The reason for this is that, under the new income tax regulations (ITAR 307-125.02), insurance is not included when the tax-free and taxable components of the death benefit are being calculated.  

Earnings generated within an SMSF generally form part of the taxable component unless the SMSF is in pension mode. In this case, upon the payment of a benefit, the earnings will take on the proportions of the tax-free and taxable components of the interest.

It follows that any insurance proceeds received upon the death of the member will form part of the taxable component.  

This is contrary to the case where the member's pension automatically reverts to a beneficiary — and therefore does not cease upon death — in which case the insurance proceeds will take on the proportions of the pension interest as at the date of its commencement (eg, when the deceased first started the pension).

Thus, if the SMSF has insurance, an automatically reversionary pension is typically ideal.  

Can you make in kind 'pension' payments? 

The SIS Regulations broadly provide that when a super benefit is cashed, it must be paid in the form of a pension or lump sum (see Division 6.3). 'Lump sum' is defined in SIS Regualtion 6.01 to include an asset.
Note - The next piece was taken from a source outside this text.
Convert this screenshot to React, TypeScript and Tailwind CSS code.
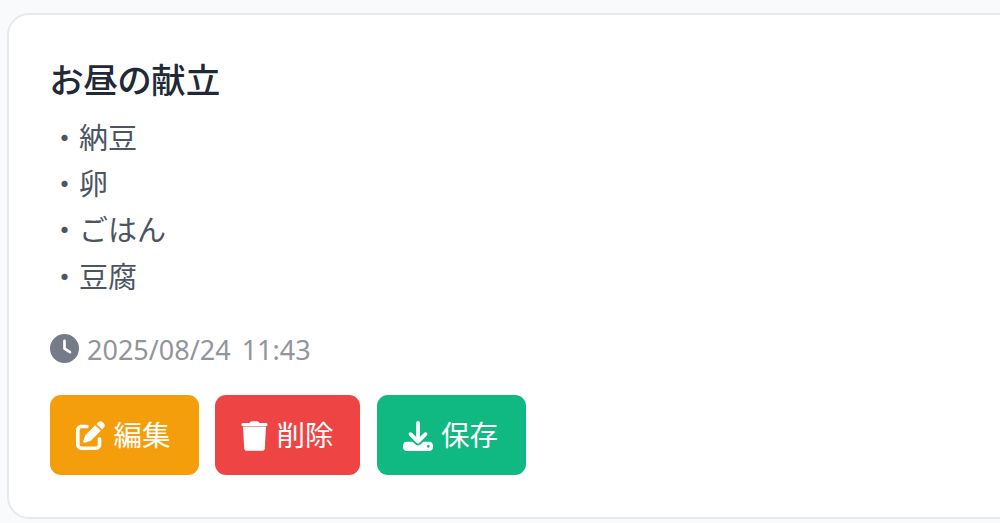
import React from 'react';
import { FaClock, FaDownload, FaPenToSquare } from 'react-icons/fa6';

const items = ['納豆', '卵', 'ごはん', '豆腐'];

const TrashIcon: React.FC<{ className?: string }> = ({ className }) => (
  <svg viewBox="0 0 27 30" fill="currentColor" className={className} aria-hidden="true">
    <path d="M8.5 2 9.5.8Q10 .2 11 .2h5q1 0 1.5.6l1 1.2H25q1.6 0 1.6 1.6T25 5.2H2Q.4 5.2.4 3.6T2 2Z" />
    <path d="M2 5.8h23l-1.2 21.4q-.2 2.6-2.8 2.6H6q-2.6 0-2.8-2.6Z" />
  </svg>
);

const App: React.FC = () => {
  return (
    <div className="h-[523px] overflow-hidden bg-[#f8fafc] pt-[13px] pl-[7px] font-['Noto_Sans','Noto_Sans_CJK_JP',sans-serif]">
      <article className="h-[506px] w-[1040px] rounded-[22px] border-2 border-[#e7e9ed] bg-white px-[41px] pt-[42px]">
        <h2 className="h-[46px] text-[34.6px] leading-[46px] font-medium text-[#1f2937] [font-feature-settings:'palt']">お昼の献立</h2>
        <ul className="mt-3 text-[29px] leading-[46.2px] text-[#4b5563]">
          {items.map((item) => (
            <li key={item}>・{item}</li>
          ))}
        </ul>
        <div className="mt-[28px] flex h-[42px] items-center gap-2 text-[27px] text-[#92959b]">
          <FaClock className="h-[29px] w-[29px] text-[#757b87]" />
          <span className="pt-[2px] [word-spacing:4px]">2025/08/24 11:43</span>
        </div>
        <div className="mt-[25px] flex gap-4 text-[28.5px] text-white">
          <button className="flex h-20 w-[149px] items-center justify-center gap-2 rounded-[11px] bg-[#f59e0b] pt-[2px] pr-[2px]">
            <FaPenToSquare className="h-[29px] w-[29px]" />
            編集
          </button>
          <button className="flex h-20 w-[145px] items-center justify-center gap-2 rounded-[11px] bg-[#ef4444] pt-[2px]">
            <TrashIcon className="h-[30px] w-[27px]" />
            削除
          </button>
          <button className="ml-px flex h-20 w-[149px] items-center justify-center gap-2 rounded-[11px] bg-[#10b981] pt-[2px] pr-[2px]">
            <FaDownload className="h-[30px] w-[30px]" />
            保存
          </button>
        </div>
      </article>
    </div>
  );
};

export default App;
There is no corresponding definition in respect of pensions. Based on this, the ATO has taken the view that a lump sum, but not a pension, may be paid in kind (ie, in specie).
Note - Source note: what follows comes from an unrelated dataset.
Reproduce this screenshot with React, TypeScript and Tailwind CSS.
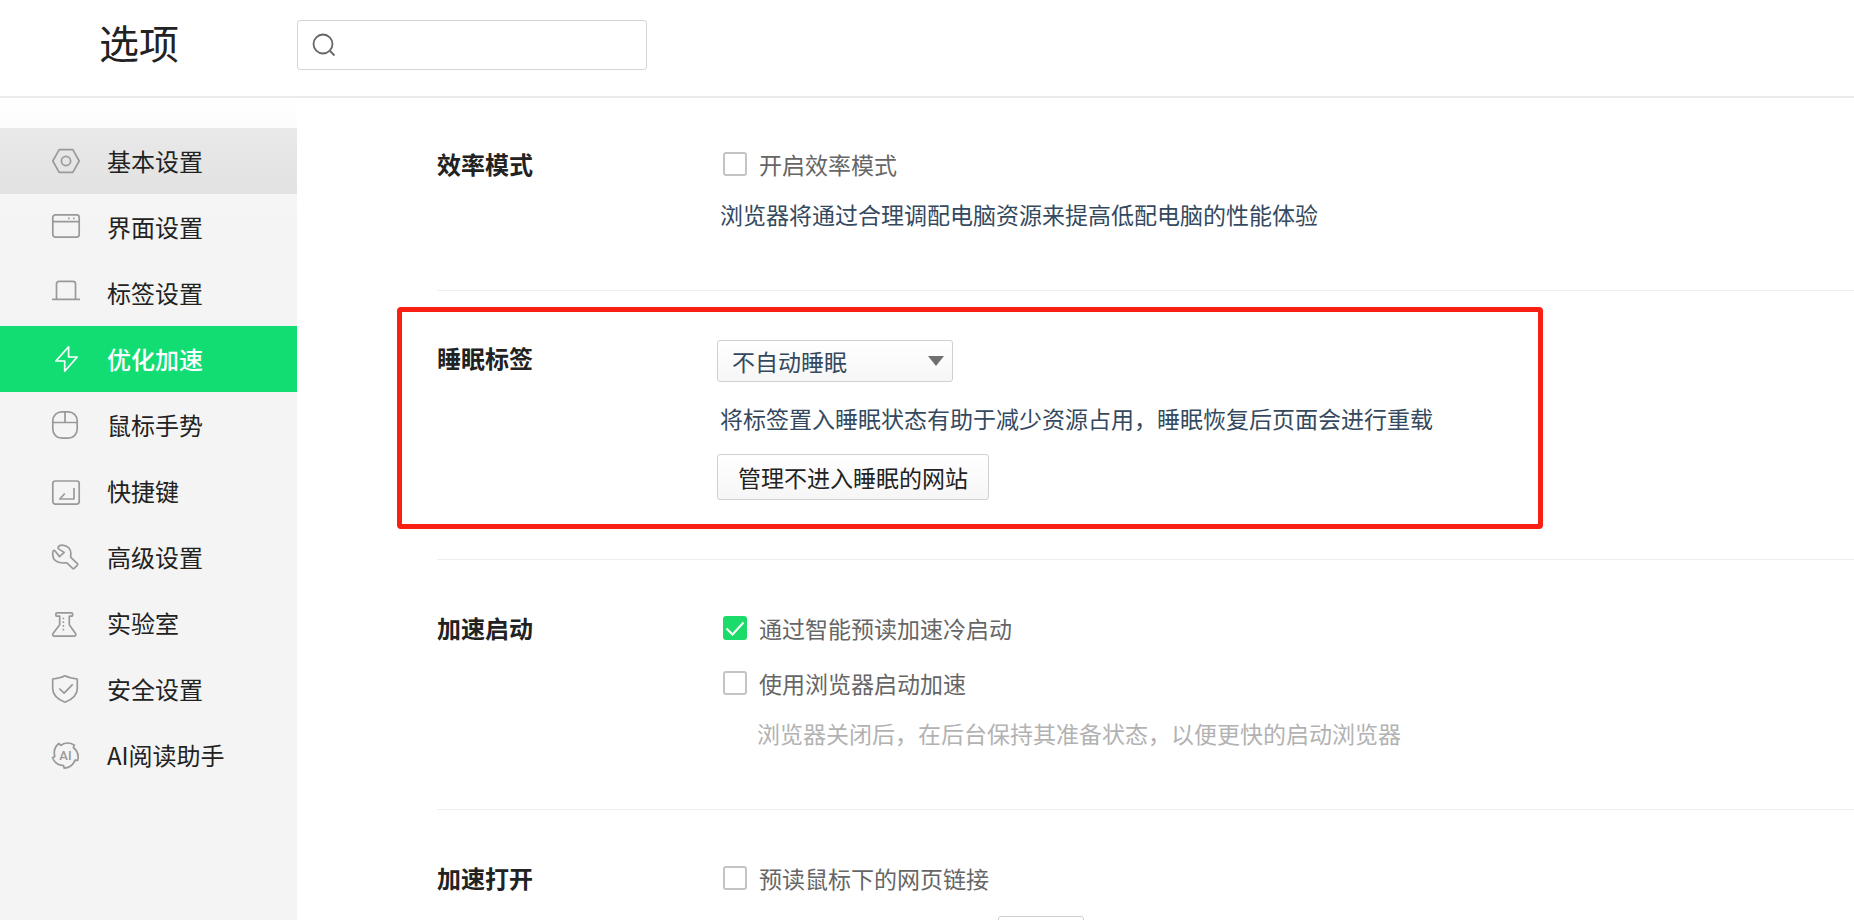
import { useState, type ReactNode } from "react";

const menuItems = [
    { id: "basic", label: "基本设置" },
    { id: "interface", label: "界面设置" },
    { id: "tabs", label: "标签设置" },
    { id: "speed", label: "优化加速" },
    { id: "mouse", label: "鼠标手势" },
    { id: "shortcut", label: "快捷键" },
    { id: "advanced", label: "高级设置" },
    { id: "lab", label: "实验室" },
    { id: "security", label: "安全设置" },
    { id: "ai", label: "AI阅读助手" },
];

const icons: Record<string, ReactNode> = {
    basic: (
        <>
            <path d="M7.2 2.6h13.6L27.2 14l-6.4 11.4H7.2L.8 14z" />
            <circle cx="14" cy="14" r="4.6" />
        </>
    ),
    interface: (
        <>
            <rect x=".8" y="1.8" width="26.4" height="22.4" rx="2.6" />
            <path d="M.8 8.6h26.4M16 5.3h1.6M21 5.3h1.6" />
        </>
    ),
    tabs: <path d="M0 20.3h28M4.5 20V5a2.600 2.600 0 0 1 2.600-2.600h13.800A2.600 2.600 0 0 1 23.500 5v15" />,
    speed: <path d="M16.600 1.800v10.200h8.600L12.700 26.200V16H3.900z" />,
    mouse: (
        <>
            <rect x=".8" y=".8" width="24.400" height="26.400" rx="9" />
            <path d="M.8 11.500h24.400M13 .8v10.700" />
        </>
    ),
    shortcut: (
        <>
            <rect x=".8" y="4" width="26.400" height="23.200" rx="2.600" />
            <path d="M22 11v11H7.800l5-5.500" />
        </>
    ),
    advanced: (
        <path d="M6 4.200C7 2.500 9 2 11.500 2.300c4.500.5 7.500 4 7.400 8.200-.1 1.500-.4 2.700-.1 3.800l6.600 6.400c.5.500.5 1 0 1.500l-3.200 3.200c-.5.500-1 .5-1.500 0l-5.900-5.500c-1-.4-2.300.2-4.100.1C5.200 19.800 1 17 .7 11.800c-.1-1.600.1-3 .7-4 .4-.6 1-.6 1.500 0L7.500 13.600l4.700-4.200L7.300 6.400C6.200 5.700 5.600 5 6 4.200z" />
    ),
    lab: (
        <>
            <path d="M4.900 3.800h14.700c.6 0 1 .4 1 1v1.400c0 .6-.4 1-1 1h-2.300v8.500l6.200 8.900c.7 1.200.3 2.500-1 2.500H2C.7 27.100.3 25.800 1 24.600l6.700-8.900V7.200H4.900c-.6 0-1-.4-1-1V4.800c0-.6.400-1 1-1z" />
            <path d="M10.600 9.500h1.600M10.600 13.200h1.600M10.600 16.900h1.600M10.600 20.600h1.600" />
        </>
    ),
    security: (
        <>
            <path d="M13 .8c3.800 2 8 2.800 12.300 3.200v9.500c0 6.500-5 10.900-12.300 13.700C5.700 24.400.7 20 .7 13.500V4C5 3.600 9.200 2.800 13 .8z" />
            <path d="M7.300 13.500l4.800 4.700 8.600-8.800" />
        </>
    ),
    ai: (
        <>
            <path d="M8.800 4.300A12.500 12.500 0 0 1 22.400 4.100L21.300 6.500A12.500 12.500 0 0 1 25.700 19.400L23 19.100A12.500 12.500 0 0 1 12.100 27.200L11.600 24.600A12.500 12.500 0 0 1 .5 16.800L2.800 15.500A12.500 12.500 0 0 1 6.800 2.500z" />
            <text x="13.500" y="18.600" textAnchor="middle" fontSize="13" stroke="none" fill="currentColor" fontFamily="Roboto, sans-serif" fontWeight="500">AI</text>
        </>
    ),
};

function MenuIcon({ id }: { id: string }) {
    return (
        <svg className="w-7 h-7 shrink-0 overflow-visible" viewBox="0 0 28 28" fill="none" stroke="currentColor" strokeWidth={1.7} strokeLinejoin="round" aria-hidden="true">
            {icons[id]}
        </svg>
    );
}

function CheckOption({ label, defaultChecked = false }: { label: string; defaultChecked?: boolean }) {
    const [checked, setChecked] = useState(defaultChecked);
    return (
        <label className="flex items-center gap-3 pl-1.5 h-9 text-[23px] leading-8 text-[#666]">
            <span className="relative flex w-6 h-6">
                <input
                    type="checkbox"
                    checked={checked}
                    onChange={e => setChecked(e.target.checked)}
                    className="appearance-none w-6 h-6 rounded-[3px] border-2 border-[#c4c4c4] bg-white checked:bg-[#1bdc6b] checked:border-[#1bdc6b]"
                />
                {checked && (
                    <svg className="absolute inset-0 w-6 h-6 pointer-events-none" viewBox="0 0 24 24" fill="none" stroke="white" strokeWidth={2}>
                        <path d="M3.500 12.500l6 6L20.500 6.500" />
                    </svg>
                )}
            </span>
            {label}
        </label>
    );
}

function Section({ title, children }: { title: string; children: ReactNode }) {
    return (
        <>
            <h2 className="w-[280px] shrink-0 text-2xl leading-9 font-bold text-[#222]">{title}</h2>
            <div className="flex-1 flex flex-col items-start">{children}</div>
        </>
    );
}

export default function App() {
    const [active, setActive] = useState("speed");

    return (
        <div className="h-screen flex flex-col overflow-hidden bg-white font-['Noto_Sans_CJK_SC',sans-serif] text-[#222]">
            {/* Header */}
            <header className="flex items-center h-[98px] pb-1.5 shrink-0 border-b-2 border-[#ebebeb]">
                <h1 className="w-[297px] shrink-0 pl-[99px] pb-1.5 text-[40px] leading-[48px]">选项</h1>
                <label className="flex items-center w-[350px] h-[50px] px-3.5 gap-3 border border-[#d5d5d5] rounded-[3px]">
                    <svg className="w-6 h-6 shrink-0" viewBox="0 0 24 24" fill="none" stroke="#666" strokeWidth={1.8} aria-hidden="true">
                        <circle cx="11" cy="11" r="9.500" />
                        <path d="M17.500 17.500l5 5" />
                    </svg>
                    <input type="search" aria-label="搜索" className="flex-1 min-w-0 outline-none text-xl" />
                </label>
            </header>

            <div className="flex flex-1 min-h-0">
                {/* Sidebar */}
                <nav className="w-[297px] shrink-0 pt-[30px] bg-[linear-gradient(to_bottom,#ffffff,#fcfcfc_30px,#f4f4f4_120px)]">
                    {menuItems.map(item => (
                        <button
                            key={item.id}
                            onClick={() => setActive(item.id)}
                            className={`flex items-center gap-[27px] w-full h-[66px] pl-[52px] text-2xl leading-8 text-left
                                ${item.id === active ? "bg-[#12dd72] text-white font-medium" : item.id === "basic" ? "bg-linear-to-b from-[#e9e9e9] to-[#e2e2e2]" : ""}
                            `}
                        >
                            <span className={item.id === active ? "text-white" : "text-[#999]"}>
                                <MenuIcon id={item.id} />
                            </span>
                            {item.label}
                        </button>
                    ))}
                </nav>

                {/* Settings */}
                <main className="flex-1 min-w-0 pl-[140px] overflow-hidden">
                    <section className="flex h-[193px] pt-12 border-b border-[#efefef]">
                        <Section title="效率模式">
                            <CheckOption label="开启效率模式" />
                            <p className="pl-[3px] mt-4 text-[23px] leading-8 text-[#34495e]">浏览器将通过合理调配电脑资源来提高低配电脑的性能体验</p>
                        </Section>
                    </section>

                    <section className="relative flex h-[269px] pt-[49px] border-b border-[#efefef]">
                        <Section title="睡眠标签">
                            <div className="relative w-[236px]">
                                <select aria-label="睡眠标签" className="appearance-none w-full h-[42px] pl-3.5 border border-[#d0d0d0] rounded-[3px] bg-linear-to-b from-white to-[#f6f6f6] text-[23px] leading-8 text-[#34495e]">
                                    <option>不自动睡眠</option>
                                </select>
                                <svg className="absolute right-[9px] top-4 w-4 h-2.5 pointer-events-none" viewBox="0 0 16 10" fill="#707070">
                                    <path d="M0 0h16L8 10z" />
                                </svg>
                            </div>
                            <p className="pl-[3px] mt-5 text-[23px] leading-8 text-[#34495e] whitespace-nowrap">将标签置入睡眠状态有助于减少资源占用，睡眠恢复后页面会进行重载</p>
                            <button className="mt-5 w-[272px] h-[46px] border border-[#d0d0d0] rounded-[3px] bg-linear-to-b from-white to-[#f6f6f6] text-[23px] leading-8">管理不进入睡眠的网站</button>
                        </Section>
                        {/* Highlight frame */}
                        <div className="absolute -left-10 top-4 bottom-[30px] w-[1146px] border-5 border-[#f92013] rounded-[4px] pointer-events-none"></div>
                    </section>

                    <section className="flex h-[250px] pt-[50px] border-b border-[#efefef]">
                        <Section title="加速启动">
                            <CheckOption label="通过智能预读加速冷启动" defaultChecked />
                            <div className="mt-[19px]">
                                <CheckOption label="使用浏览器启动加速" />
                            </div>
                            <p className="pl-10 mt-4 text-[23px] leading-8 text-[#b2b2b2]">浏览器关闭后，在后台保持其准备状态，以便更快的启动浏览器</p>
                        </Section>
                    </section>

                    <section className="flex pt-[50px]">
                        <Section title="加速打开">
                            <CheckOption label="预读鼠标下的网页链接" />
                            <select aria-label="预读方式" className="appearance-none mt-5 ml-[281px] w-[86px] h-[42px] border border-[#d0d0d0] rounded-[3px] bg-linear-to-b from-white to-[#f6f6f6]"></select>
                        </Section>
                    </section>
                </main>
            </div>
        </div>
    );
}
In particular, see SMSFR 2008/2 where the ATO stated that "... the benefits are to be provided in the form of one or more lump sums (which may be paid either in money or in-specie) or pensions (which cannot be paid in-specie)". [Emphasis added] 

However, as discussed above, since a non auto-reversionary pension results in a lump sum payment after the death of the member and after the pension ceases, the payout does not contravene the ATO's position stated in SMSFR 2008/2 above.

Indeed, the new tax regulation treats the lump sum payment as a pension merely for the purposes of the fund claiming the pension exemption up to the time of that lump sum payment. 

It is therefore recommended that people with pensions in SMSFs need to carefully consider what is best for their future strategy — an auto or non-auto-reversionary pension?  

TR 2013/5 provides that an auto-reversionary pension cannot be left to any discretion of a trustee and must be 'locked in'.

Most reversionary pension nominations would not satisfy the ATO's strict view on this point as most nominations are mere wishes.

To deal with this, specially designed SMSF deed and related pension documents are required that achieve an auto-reversionary nomination as required under the new legislation and satisfy the ATO's view in TR 2013/5.

At present, not many SMSF document suppliers have caught up with these changes and SMSF members should therefore carefully consider whether they are appropriately covered.

Daniel Butler is director of DBA Lawyers.